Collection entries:
>> Begin
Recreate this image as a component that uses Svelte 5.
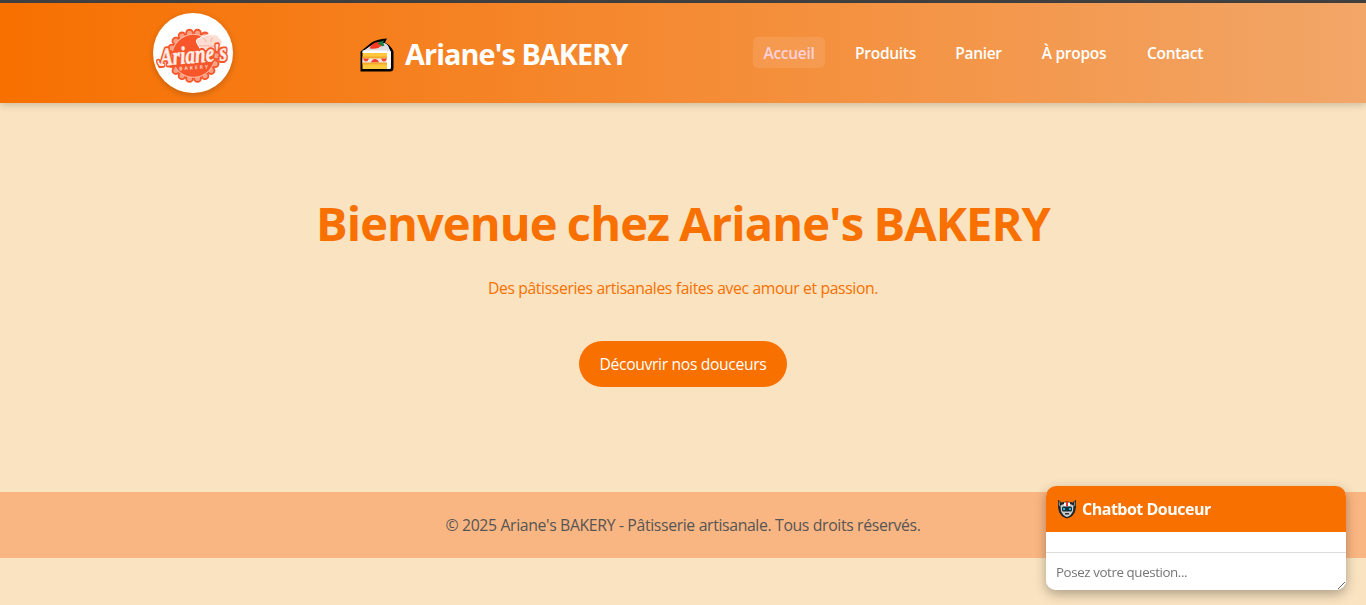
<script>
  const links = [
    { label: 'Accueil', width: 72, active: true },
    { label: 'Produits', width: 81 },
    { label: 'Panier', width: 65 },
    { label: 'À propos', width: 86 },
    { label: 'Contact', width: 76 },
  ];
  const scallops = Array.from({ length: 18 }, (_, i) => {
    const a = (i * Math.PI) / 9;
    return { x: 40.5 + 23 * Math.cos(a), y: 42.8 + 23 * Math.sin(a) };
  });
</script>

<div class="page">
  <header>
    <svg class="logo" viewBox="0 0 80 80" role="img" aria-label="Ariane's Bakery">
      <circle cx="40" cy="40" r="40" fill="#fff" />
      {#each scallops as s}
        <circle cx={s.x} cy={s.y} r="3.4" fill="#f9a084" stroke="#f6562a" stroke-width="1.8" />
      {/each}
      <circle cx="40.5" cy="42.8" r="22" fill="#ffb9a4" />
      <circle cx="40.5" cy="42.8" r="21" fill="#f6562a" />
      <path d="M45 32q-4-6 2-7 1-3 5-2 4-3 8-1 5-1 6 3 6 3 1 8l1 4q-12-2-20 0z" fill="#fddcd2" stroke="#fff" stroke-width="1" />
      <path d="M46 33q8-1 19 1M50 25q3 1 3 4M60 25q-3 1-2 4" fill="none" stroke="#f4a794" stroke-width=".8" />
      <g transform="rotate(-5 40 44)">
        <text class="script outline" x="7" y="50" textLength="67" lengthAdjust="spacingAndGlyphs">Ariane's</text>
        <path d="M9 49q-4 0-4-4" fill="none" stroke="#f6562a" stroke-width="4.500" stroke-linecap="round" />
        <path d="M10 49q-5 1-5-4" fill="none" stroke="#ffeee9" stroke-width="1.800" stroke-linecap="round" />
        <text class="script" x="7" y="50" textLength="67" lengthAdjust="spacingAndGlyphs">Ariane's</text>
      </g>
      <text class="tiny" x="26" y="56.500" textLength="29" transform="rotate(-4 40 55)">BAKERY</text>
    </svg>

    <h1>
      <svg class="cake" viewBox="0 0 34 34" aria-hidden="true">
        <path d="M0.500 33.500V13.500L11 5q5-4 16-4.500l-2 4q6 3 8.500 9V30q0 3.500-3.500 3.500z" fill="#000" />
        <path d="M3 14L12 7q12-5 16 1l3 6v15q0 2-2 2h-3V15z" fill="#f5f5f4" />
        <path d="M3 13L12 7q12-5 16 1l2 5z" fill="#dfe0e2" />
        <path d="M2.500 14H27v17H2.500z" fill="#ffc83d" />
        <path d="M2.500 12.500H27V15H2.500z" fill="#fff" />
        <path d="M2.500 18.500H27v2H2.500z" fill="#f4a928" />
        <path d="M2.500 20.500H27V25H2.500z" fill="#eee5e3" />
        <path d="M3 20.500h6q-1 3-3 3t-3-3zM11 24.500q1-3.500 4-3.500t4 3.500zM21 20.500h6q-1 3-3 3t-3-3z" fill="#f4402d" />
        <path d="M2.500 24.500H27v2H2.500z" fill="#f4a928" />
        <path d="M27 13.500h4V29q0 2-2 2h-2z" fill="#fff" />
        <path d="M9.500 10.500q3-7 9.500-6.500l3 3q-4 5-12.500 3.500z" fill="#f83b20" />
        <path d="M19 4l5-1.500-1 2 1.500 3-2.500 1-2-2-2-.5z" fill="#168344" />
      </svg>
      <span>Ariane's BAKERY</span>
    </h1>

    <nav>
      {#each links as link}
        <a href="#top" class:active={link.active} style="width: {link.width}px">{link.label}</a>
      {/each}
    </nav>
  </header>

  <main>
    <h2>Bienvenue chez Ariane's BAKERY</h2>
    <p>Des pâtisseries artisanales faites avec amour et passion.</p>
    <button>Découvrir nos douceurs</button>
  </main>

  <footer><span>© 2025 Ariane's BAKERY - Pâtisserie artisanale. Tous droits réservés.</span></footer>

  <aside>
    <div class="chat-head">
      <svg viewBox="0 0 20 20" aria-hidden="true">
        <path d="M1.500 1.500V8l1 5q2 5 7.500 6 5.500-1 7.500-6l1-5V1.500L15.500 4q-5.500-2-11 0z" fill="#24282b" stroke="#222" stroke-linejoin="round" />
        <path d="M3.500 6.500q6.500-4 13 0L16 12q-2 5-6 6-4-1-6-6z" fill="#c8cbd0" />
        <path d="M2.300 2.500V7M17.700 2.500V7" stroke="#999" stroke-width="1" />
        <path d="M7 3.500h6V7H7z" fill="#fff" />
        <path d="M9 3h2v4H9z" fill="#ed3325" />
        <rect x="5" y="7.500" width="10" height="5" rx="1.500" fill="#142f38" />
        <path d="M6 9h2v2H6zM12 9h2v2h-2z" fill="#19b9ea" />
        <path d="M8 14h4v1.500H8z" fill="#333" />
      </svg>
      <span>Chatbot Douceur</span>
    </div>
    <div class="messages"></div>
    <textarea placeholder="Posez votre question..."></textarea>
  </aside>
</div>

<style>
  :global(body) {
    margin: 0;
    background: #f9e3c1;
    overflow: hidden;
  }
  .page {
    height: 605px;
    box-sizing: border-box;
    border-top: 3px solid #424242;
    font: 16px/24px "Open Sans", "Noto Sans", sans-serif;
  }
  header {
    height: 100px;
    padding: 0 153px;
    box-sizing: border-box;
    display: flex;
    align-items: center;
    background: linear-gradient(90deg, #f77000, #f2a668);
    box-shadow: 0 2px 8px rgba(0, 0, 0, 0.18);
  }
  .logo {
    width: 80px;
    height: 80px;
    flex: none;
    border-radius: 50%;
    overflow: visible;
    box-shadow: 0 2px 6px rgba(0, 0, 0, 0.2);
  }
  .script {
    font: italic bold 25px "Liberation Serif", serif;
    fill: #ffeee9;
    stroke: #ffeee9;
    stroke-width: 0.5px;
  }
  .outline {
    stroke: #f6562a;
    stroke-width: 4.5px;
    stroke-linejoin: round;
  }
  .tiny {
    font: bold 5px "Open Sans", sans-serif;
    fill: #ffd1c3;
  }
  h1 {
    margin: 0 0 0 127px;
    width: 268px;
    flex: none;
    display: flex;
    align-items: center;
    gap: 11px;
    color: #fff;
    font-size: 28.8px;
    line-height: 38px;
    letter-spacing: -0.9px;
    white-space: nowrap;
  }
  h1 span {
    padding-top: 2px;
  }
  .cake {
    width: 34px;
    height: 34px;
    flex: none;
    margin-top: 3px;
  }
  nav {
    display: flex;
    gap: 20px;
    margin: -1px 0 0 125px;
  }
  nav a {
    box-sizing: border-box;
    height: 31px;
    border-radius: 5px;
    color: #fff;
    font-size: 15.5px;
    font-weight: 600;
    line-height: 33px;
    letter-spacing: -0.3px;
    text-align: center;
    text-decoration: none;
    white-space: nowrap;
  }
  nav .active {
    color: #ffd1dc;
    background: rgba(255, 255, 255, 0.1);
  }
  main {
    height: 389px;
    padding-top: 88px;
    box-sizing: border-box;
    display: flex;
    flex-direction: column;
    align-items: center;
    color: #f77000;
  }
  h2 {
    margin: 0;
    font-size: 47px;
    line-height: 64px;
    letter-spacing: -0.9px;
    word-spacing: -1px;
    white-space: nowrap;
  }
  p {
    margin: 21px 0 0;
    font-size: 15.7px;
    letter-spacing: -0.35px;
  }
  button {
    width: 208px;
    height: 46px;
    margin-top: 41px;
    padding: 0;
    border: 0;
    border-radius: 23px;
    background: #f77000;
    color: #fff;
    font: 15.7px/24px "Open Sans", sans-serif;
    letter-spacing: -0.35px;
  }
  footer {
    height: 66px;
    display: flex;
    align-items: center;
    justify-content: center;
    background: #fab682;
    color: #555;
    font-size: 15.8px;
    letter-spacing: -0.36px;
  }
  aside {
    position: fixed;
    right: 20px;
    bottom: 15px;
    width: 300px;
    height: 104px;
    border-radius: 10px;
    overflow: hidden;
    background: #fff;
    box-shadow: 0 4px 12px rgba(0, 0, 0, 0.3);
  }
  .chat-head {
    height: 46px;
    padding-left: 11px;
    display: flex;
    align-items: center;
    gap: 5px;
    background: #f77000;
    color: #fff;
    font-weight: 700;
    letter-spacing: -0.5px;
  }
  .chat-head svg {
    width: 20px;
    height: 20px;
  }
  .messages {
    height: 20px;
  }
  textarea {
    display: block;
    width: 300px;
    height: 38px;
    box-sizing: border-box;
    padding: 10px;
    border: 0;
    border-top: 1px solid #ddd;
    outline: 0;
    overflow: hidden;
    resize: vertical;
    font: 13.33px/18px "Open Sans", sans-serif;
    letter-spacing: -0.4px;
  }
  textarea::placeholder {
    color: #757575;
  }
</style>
>> End
>> Begin
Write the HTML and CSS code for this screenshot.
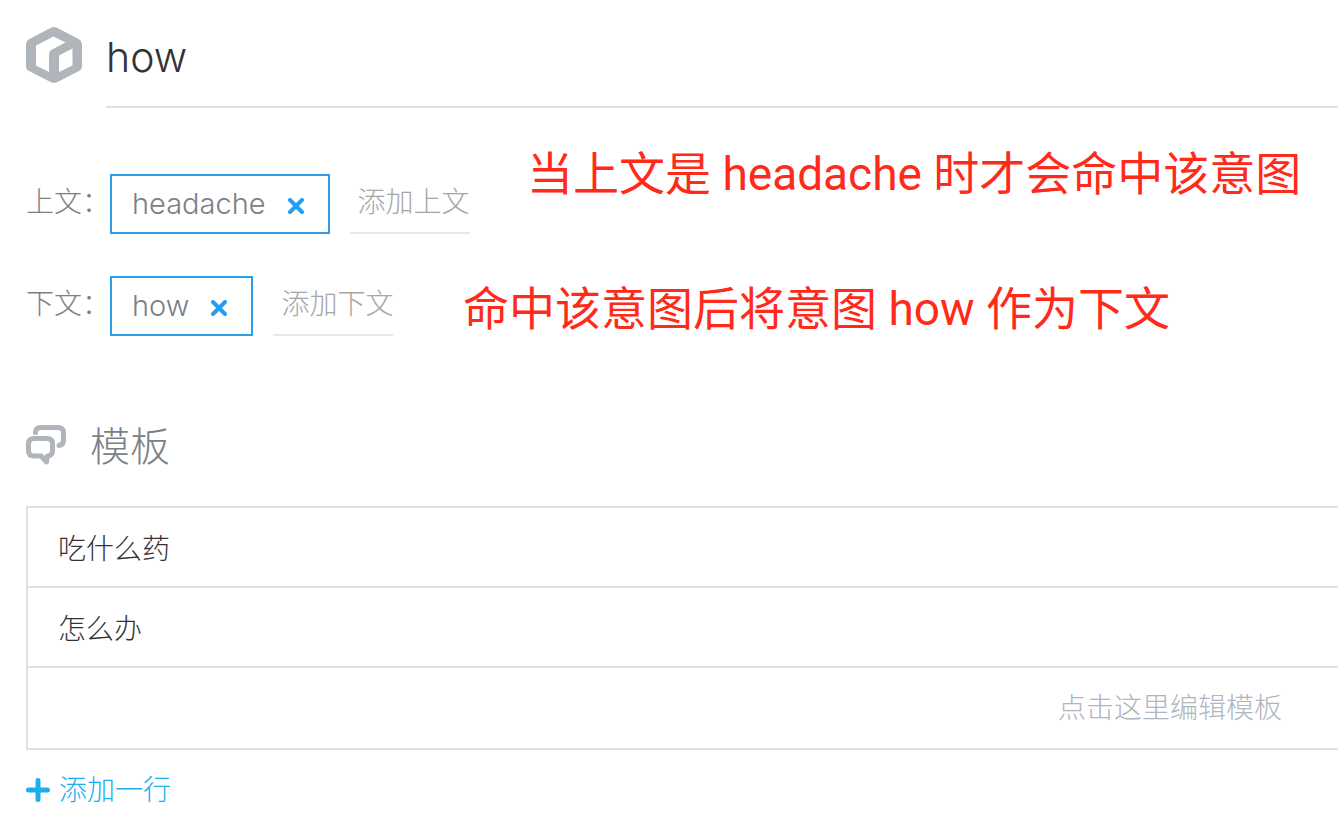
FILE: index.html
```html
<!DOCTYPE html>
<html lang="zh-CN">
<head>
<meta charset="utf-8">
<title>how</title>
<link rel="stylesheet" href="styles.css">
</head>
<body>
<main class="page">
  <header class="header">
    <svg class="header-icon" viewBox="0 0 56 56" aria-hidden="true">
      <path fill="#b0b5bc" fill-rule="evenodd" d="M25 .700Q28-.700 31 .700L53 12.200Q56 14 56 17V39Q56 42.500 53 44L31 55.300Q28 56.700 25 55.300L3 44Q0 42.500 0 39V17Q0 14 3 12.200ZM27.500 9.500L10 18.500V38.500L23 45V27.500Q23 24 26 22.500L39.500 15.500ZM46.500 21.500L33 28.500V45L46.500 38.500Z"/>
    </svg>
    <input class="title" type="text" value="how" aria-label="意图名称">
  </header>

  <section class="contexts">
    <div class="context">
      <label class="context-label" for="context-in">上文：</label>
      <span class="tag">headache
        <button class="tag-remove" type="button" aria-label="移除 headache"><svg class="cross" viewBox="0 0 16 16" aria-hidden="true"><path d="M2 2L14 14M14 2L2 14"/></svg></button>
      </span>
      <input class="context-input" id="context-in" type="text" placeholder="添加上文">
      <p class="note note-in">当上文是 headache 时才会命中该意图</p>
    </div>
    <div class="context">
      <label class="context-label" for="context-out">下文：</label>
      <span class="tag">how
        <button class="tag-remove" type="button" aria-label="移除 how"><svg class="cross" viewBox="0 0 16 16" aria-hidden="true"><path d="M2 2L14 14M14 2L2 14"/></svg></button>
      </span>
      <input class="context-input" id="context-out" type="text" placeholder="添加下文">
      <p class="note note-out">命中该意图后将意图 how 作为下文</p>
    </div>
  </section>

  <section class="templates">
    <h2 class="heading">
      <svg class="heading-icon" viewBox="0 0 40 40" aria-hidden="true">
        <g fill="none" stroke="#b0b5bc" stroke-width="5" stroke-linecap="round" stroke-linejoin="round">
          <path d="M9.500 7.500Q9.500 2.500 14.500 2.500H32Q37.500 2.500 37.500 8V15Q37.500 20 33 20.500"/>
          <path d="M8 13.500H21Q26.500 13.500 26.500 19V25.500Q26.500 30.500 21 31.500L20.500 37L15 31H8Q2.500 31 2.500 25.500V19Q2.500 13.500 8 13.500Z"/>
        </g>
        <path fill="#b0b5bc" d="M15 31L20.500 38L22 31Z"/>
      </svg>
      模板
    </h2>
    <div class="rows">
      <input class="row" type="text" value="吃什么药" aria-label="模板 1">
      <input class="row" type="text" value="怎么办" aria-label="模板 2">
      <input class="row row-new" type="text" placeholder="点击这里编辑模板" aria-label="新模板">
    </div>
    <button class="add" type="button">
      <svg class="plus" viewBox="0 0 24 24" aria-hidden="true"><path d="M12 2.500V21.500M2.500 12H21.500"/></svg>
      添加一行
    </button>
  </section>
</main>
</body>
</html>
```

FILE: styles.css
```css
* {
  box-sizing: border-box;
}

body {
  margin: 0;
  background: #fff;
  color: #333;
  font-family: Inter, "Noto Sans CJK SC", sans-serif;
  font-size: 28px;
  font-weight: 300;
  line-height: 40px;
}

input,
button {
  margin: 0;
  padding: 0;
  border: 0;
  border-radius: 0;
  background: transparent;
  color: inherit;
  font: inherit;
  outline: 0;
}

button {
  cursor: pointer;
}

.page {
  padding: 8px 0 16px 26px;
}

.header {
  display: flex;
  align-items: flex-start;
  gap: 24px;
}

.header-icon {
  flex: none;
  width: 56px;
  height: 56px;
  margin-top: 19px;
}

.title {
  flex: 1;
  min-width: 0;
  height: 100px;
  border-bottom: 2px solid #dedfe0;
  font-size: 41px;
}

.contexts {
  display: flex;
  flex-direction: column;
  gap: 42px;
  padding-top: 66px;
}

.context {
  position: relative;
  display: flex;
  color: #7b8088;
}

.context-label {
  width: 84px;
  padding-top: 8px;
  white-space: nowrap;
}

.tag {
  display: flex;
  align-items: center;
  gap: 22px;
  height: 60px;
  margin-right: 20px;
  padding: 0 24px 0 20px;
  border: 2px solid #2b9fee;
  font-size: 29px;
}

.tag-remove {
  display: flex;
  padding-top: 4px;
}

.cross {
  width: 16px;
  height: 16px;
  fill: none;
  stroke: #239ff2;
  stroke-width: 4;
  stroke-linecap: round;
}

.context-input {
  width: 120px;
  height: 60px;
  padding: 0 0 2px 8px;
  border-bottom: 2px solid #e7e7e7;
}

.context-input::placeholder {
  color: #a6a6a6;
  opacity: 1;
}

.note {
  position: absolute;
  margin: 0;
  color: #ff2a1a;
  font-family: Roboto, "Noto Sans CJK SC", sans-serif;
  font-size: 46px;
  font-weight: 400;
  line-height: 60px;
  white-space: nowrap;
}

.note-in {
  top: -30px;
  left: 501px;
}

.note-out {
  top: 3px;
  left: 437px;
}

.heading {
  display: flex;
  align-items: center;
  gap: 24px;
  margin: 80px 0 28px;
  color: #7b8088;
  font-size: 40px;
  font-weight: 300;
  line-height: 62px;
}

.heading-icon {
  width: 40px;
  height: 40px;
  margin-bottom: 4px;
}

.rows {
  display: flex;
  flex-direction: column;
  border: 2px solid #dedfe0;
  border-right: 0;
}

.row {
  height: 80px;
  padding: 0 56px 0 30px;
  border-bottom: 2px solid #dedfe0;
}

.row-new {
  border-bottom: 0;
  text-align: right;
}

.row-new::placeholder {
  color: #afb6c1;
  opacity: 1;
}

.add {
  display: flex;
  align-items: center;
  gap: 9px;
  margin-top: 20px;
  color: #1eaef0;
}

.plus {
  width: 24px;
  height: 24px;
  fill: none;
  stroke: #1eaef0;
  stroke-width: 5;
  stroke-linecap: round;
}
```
>> End
_YOUR OBJECTIVE_.
Go over the entries above and say how many lines hold the string "this", with no other text.

_ANSWER_.
2